◆ PROVIDED MATERIAL:
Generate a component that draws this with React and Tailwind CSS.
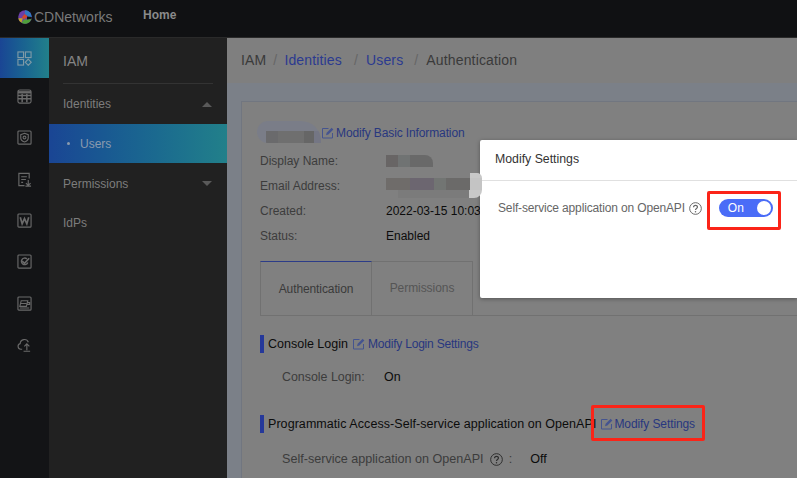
import React from "react";

const Ic = ({ children, className = "" }) => (
  <svg viewBox="0 0 16 16" fill="none" stroke="#6a6a6a" strokeWidth="1.2" className={`w-[15px] h-[15px] ${className}`}>
    {children}
  </svg>
);

const icons = [
  <Ic key="a"><g stroke="#7f9aa6"><rect x="1" y="1" width="6" height="6" /><rect x="9" y="1" width="6" height="6" /><rect x="1" y="9" width="6" height="6" /><path d="M12 8.600 15.200 12 12 15.300 8.800 12Z" /></g></Ic>,
  <Ic key="b"><rect x="1" y="1" width="14" height="14" rx="2" /><path d="M1 3.500h14" strokeWidth="2.500" /><path d="M1 7h14M1 10.500h14M5.500 5v9M10.500 5v9" strokeWidth="1.600" /></Ic>,
  <Ic key="c"><rect x="1" y="1" width="14" height="14" rx="1" /><path d="M8 3.500 12 5v3.500c0 2-2 3.500-4 4.200-2-.7-4-2.200-4-4.200V5Z" /><circle cx="8" cy="8" r="1.500" /></Ic>,
  <Ic key="d"><path d="M13 7V1.500H2v13h6M4.500 5h6M4.500 8h5M4.500 11h2M12 8.500V14M9.500 11.800 12 14.300l2.500-2.500M9 15h6" /></Ic>,
  <Ic key="e"><rect x="1" y="1" width="14" height="14" rx="1" /><path d="M3.500 4.500 5.500 11.500 8 6l2.500 5.500 2-7" strokeWidth="1.800" /></Ic>,
  <Ic key="f"><rect x="1" y="1" width="14" height="14" rx="1" /><path d="M10.500 5.200A3.500 3.500 0 1 0 11.500 9" strokeWidth="1.500" /><path d="M5.500 7.500 8 10l5-5.500" strokeWidth="1.800" /></Ic>,
  <Ic key="g"><rect x="1" y="1" width="14" height="14" rx="1" /><path d="M4.500 5h7l-1.500 6H3ZM4 8h6M11 7h2.500v2H11M3 12.800h10" /></Ic>,
  <Ic key="h"><path d="M5.500 13H4a3 3 0 0 1-.6-5.900 4.500 4.500 0 0 1 8.700-1.500M10.500 14V7.500M7.800 10l2.700-2.700 2.700 2.700M7 15.200h7" /></Ic>,
];

const EditIcon = ({ color = "#45548f" }) => (
  <svg viewBox="0 0 12 12" fill="none" stroke={color} strokeWidth="1" className="w-[12px] h-[12px] shrink-0">
    <path d="M10.500 6v5h-10V1.500h6" />
    <path d="M4 8.200 4.600 5.800 9.600.8l1.800 1.800-5 5Z" fill={color} stroke="none" />
  </svg>
);

const Help = ({ color = "#333", size = "w-[12px] h-[12px]" }) => (
  <svg viewBox="0 0 12 12" fill="none" stroke={color} className={`${size} shrink-0`}>
    <circle cx="6" cy="6" r="5.400" strokeWidth="0.900" />
    <path d="M4.200 4.800c0-2.300 3.600-2.300 3.600-.1 0 1.300-1.800 1.300-1.800 2.700" strokeWidth="1.100" />
    <circle cx="6" cy="9.100" r=".7" fill={color} stroke="none" />
  </svg>
);

const Logo = () => (
  <svg viewBox="0 0 14 14" className="w-[14px] h-[14px]">
    <circle cx="7" cy="7" r="6.800" fill="#6b3fa8" />
    <path d="M7 .2A6.800 6.800 0 0 1 13.800 7H9.500A2.500 2.500 0 0 0 7 4.500Z" fill="#2f79c0" />
    <path d="M.3 8.200h4.500L3.500 12.800A6.800 6.800 0 0 1 .3 8.200Z" fill="#c2a52a" />
    <path d="M3.500 12.800 6 9.500h3l4.500-.8A6.800 6.800 0 0 1 3.500 12.800Z" fill="#4f9f3a" />
    <path d="M6.500 4 9.800 6.400 6.200 9.300 3.800 7.500Z" fill="#d0482a" />
    <path d="M9 6.600 13.800 7l-.3 1.700L9 9.500Z" fill="#101113" />
  </svg>
);

const Mosaic = ({ cells, className = "" }) => (
  <div className={`flex ${className}`}>
    {cells.map((c, i) => (
      <div key={i} className="h-full shrink-0" style={{ width: c[0], backgroundColor: c[1] }} />
    ))}
  </div>
);

const Row = ({ label, children }) => (
  <div className="flex items-center h-[25px]">
    <span className="w-[126px] text-[#3c3c3c]">{label}</span>
    <span className="text-[#0c0c0c] whitespace-nowrap">{children}</span>
  </div>
);

const SectionTitle = ({ children, link, className = "", titleClass = "", linkClass = "" }) => (
  <div className={`flex items-center h-[18px] whitespace-nowrap ${className}`}>
    <div className="w-[4px] h-[18px] bg-[#25389a] mr-[4px] shrink-0" />
    <span className={`text-[12.500px] text-[#0c0c0c] ${titleClass}`}>{children}</span>
    <span className={`flex items-center ml-[5px] text-[#28377f] ${linkClass}`}>
      <EditIcon />
      {link}
    </span>
  </div>
);

export default function App() {
  return (
    <div className="relative w-[797px] h-[478px] overflow-hidden bg-[#808080] text-[12px] font-['Liberation_Sans',Arial,sans-serif]">
      <header className="h-[38px] bg-[#101113] border-b border-[#2a2a2a] flex items-center">
        <div className="flex items-center ml-[18px] w-[125px] -mt-[3px]">
          <Logo />
          <span className="ml-[2px] text-[14px] text-[#7a7a7a]">CDNetworks</span>
        </div>
        <span className="text-[12px] font-bold text-[#8a8a8a] -mt-[8px]">Home</span>
      </header>

      <div className="flex h-[440px]">
        <aside className="w-[49px] bg-[#131416] shrink-0 flex flex-col">
          <div className="h-[40px] flex items-center justify-center shrink-0 bg-gradient-to-r from-[#1a4594] to-[#22808a]">
            {icons[0]}
          </div>
          <div className="-mt-[2px] flex flex-col">
            {icons.slice(1).map((icon, i) => (
              <div key={i} className="h-[41.300px] flex items-center justify-center shrink-0">
                {icon}
              </div>
            ))}
          </div>
        </aside>

        <nav className="w-[178px] bg-[#212121] shrink-0 text-[#7d7d7d]">
          <div className="mx-[14px] h-[46px] flex items-center text-[14px] text-[#858585] border-b border-[#333] pt-[1px]">IAM</div>
          <div className="h-[40px] pl-[14px] pr-[15px] flex items-center justify-between">
            Identities
            <span className="w-0 h-0 border-x-[5px] border-x-transparent border-b-[5px] border-b-[#5a5a5a]" />
          </div>
          <div className="h-[39px] pl-[18px] flex items-center bg-gradient-to-r from-[#1a4594] to-[#22808a] text-[#8a9aae]">
            <span className="w-[3px] h-[3px] rounded-full bg-[#8a9aae] mr-[10px]" />
            Users
          </div>
          <div className="h-[40px] pl-[14px] pr-[15px] pt-[1px] flex items-center justify-between">
            Permissions
            <span className="w-0 h-0 border-x-[5px] border-x-transparent border-t-[5px] border-t-[#5a5a5a]" />
          </div>
          <div className="h-[39px] pl-[14px] flex items-center">IdPs</div>
        </nav>

        <main className="flex-1 min-w-0 flex flex-col">
          <div className="h-[45px] shrink-0 bg-[#7f7f7f] pl-[14px] flex items-center text-[14px] text-[#3a3a3a] tracking-[0.15px] whitespace-nowrap">
            <span>IAM</span>
            <span className="text-[#666] ml-[7px]">/</span>
            <span className="text-[#2b3a90] ml-[7px]">Identities</span>
            <span className="text-[#666] ml-[12px]">/</span>
            <span className="text-[#2b3a90] ml-[8px]">Users</span>
            <span className="text-[#666] ml-[11px]">/</span>
            <span className="ml-[8px]">Authentication</span>
          </div>

          <div className="flex-1 bg-[#7b8088] pl-[14px] pt-[18px]">
            <div className="h-full bg-[#808080] border-l border-t border-[#717680] pl-[18px]">
              <div className="flex items-end h-[41px]">
                <div className="w-[64px] h-[22px] -ml-[3px] rounded-l-[11px] rounded-tr-[20px] overflow-hidden bg-[#7a7d88] flex flex-col justify-end">
                  <Mosaic className="h-[12px] pl-[9px]" cells={[[12, "#6a6a6c"], [26, "#6f6f6f"], [10, "#666666"], [7, "#747684"]]} />
                </div>
                <span className="flex items-center gap-[2px] mb-[1px] ml-[1px] text-[#28377f] tracking-[-0.120px]">
                  <EditIcon />
                  Modify Basic Information
                </span>
              </div>
              <div className="mt-[5px]">
                <Row label="Display Name:"><Mosaic className="w-[47px] h-[12px] rounded-tr-[8px] overflow-hidden" cells={[[12, "#686565"], [12, "#707373"], [23, "#696969"]]} /></Row>
                <Row label="Email Address:"><span className="block h-[1px]" /></Row>
                <Row label="Created:">2022-03-15 10:03:</Row>
                <Row label="Status:">Enabled</Row>
              </div>

              <div className="mt-[13px] h-[55px] flex border-b border-[#717171]">
                <div className="w-[112px] border-x border-t border-[#717171] border-t-[#2c3c88] flex items-center justify-center text-[#3a3a3a] tracking-[-0.100px]">Authentication</div>
                <div className="w-[101px] border-r border-t border-[#717171] flex items-center justify-center text-[#555] pb-[2px] tracking-[-0.060px]">Permissions</div>
              </div>

              <SectionTitle link="Modify Login Settings" className="mt-[19px]" linkClass="gap-[3px] tracking-[-0.200px]">Console Login</SectionTitle>
              <div className="flex items-center h-[16px] mt-[16px] pl-[22px] text-[12.400px]">
                <span className="w-[102px] text-[#3c3c3c]">Console Login:</span>
                <span className="text-[#0c0c0c]">On</span>
              </div>
              <SectionTitle link="Modify Settings" className="mt-[30px]" titleClass="tracking-[0.060px]" linkClass="ml-[5px] gap-[1px] tracking-[-0.100px]">Programmatic Access-Self-service application on OpenAPI</SectionTitle>
              <div className="flex items-center h-[16px] mt-[18px] pl-[22px] whitespace-nowrap text-[12.600px]">
                <span className="text-[#3c3c3c]">Self-service application on OpenAPI</span>
                <span className="ml-[6px]"><Help color="#2c2c2c" size="w-[13px] h-[13px]" /></span>
                <span className="ml-[6px] text-[#3c3c3c]">:</span>
                <span className="ml-[18px] text-[#0c0c0c]">Off</span>
              </div>
            </div>
          </div>
        </main>
      </div>

      {/* Dialog */}
      <div className="absolute left-[480px] top-[140px] right-0 h-[158px] bg-white rounded-l-[2px] shadow-[0_1px_4px_rgba(0,0,0,0.35)]">
        <div className="h-[41px] pl-[15px] pb-[2px] flex items-center text-[12.300px] text-[#333] border-b border-[#e0e0e0]">Modify Settings</div>
        <div className="flex items-center pl-[18px] mt-[18px] text-[#666] whitespace-nowrap">
          <span className="tracking-[-0.150px]">Self-service application on OpenAPI</span>
          <span className="ml-[4px]"><Help color="#666" size="w-[13px] h-[13px]" /></span>
          <div className="ml-[17px] w-[54px] h-[18px] rounded-full bg-[#4a6cf7] flex items-center justify-between pl-[9px] pr-[2px] text-white text-[12px] font-medium">
            On
            <span className="w-[14px] h-[14px] rounded-full bg-white" />
          </div>
        </div>
      </div>

      {/* Pixelated redaction over the dialog edge */}
      <div className="absolute left-[386px] top-[173px] w-[96px] h-[25px] flex flex-col">
        <div className="self-end w-[12px] h-[5px] rounded-tr-[8px] bg-[#c8c8c8]" />
        <Mosaic
          className="h-[12px] overflow-hidden"
          cells={[[24, "#6f6c6a"], [24, "#6c6670"], [12, "#727573"], [24, "#6b6a69"], [12, "#c4c4c4"]]}
        />
        <div className="ml-[12px] w-[84px] h-[8px] rounded-br-[8px] bg-[linear-gradient(90deg,#7b7b7b_85%,#c8c8c8_85%)]" />
      </div>

      {/* Annotation boxes */}
      <div className="absolute left-[707px] top-[191px] w-[74px] h-[39px] border-[3px] border-[#fb2418] rounded-[2px]" />
      <div className="absolute left-[591px] top-[405px] w-[114px] h-[36px] border-[3px] border-[#fb2418] rounded-[2px]" />
    </div>
  );
}
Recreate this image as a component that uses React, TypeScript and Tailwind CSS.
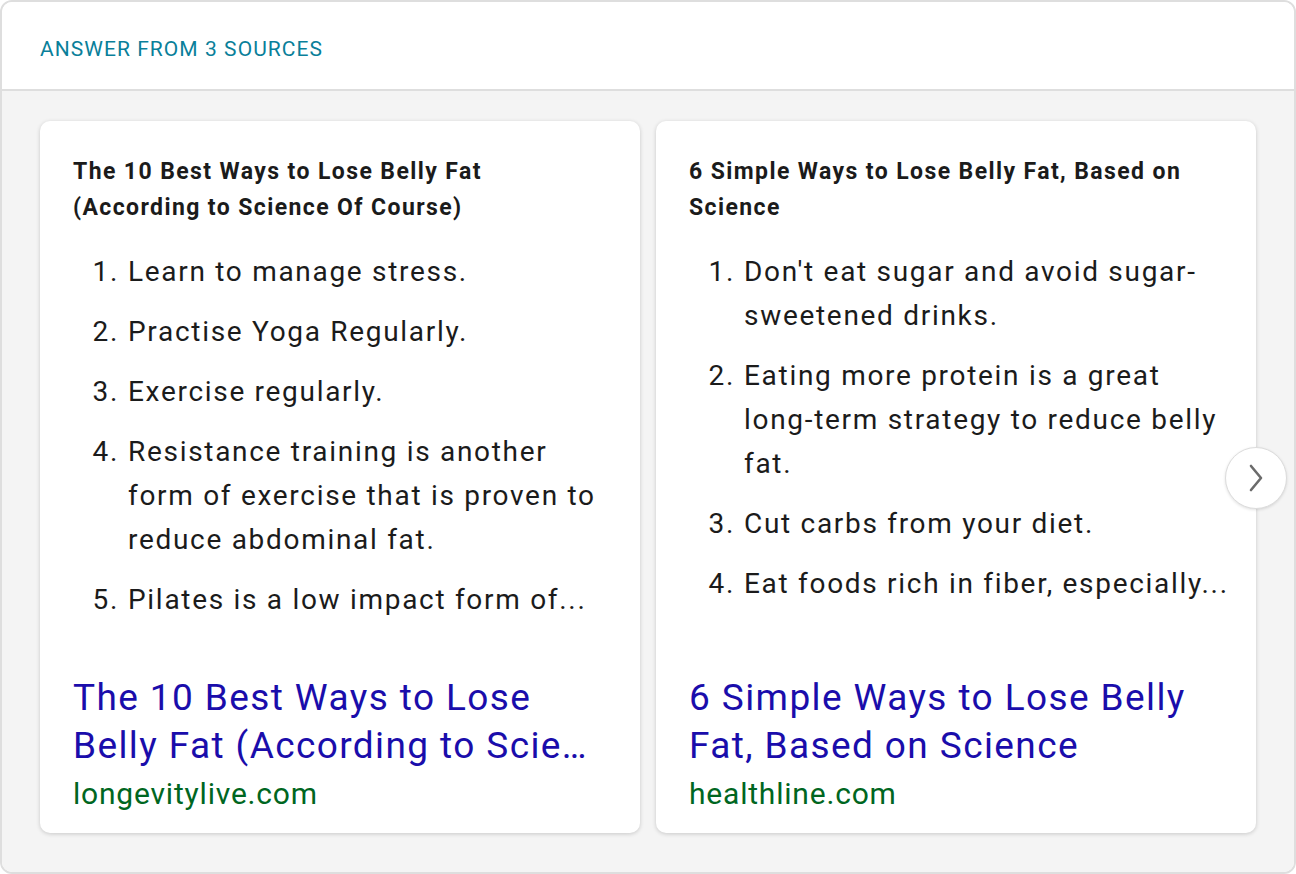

◆ WHAT YOU NEED TO DO: The lines from the start of the entries above through the one containing "import React from" are to be retyped exactly, and no others. Pictures are left out.

◆ EXPECTED ANSWER:
Generate a component that draws this with React and Tailwind CSS.
import React from "react";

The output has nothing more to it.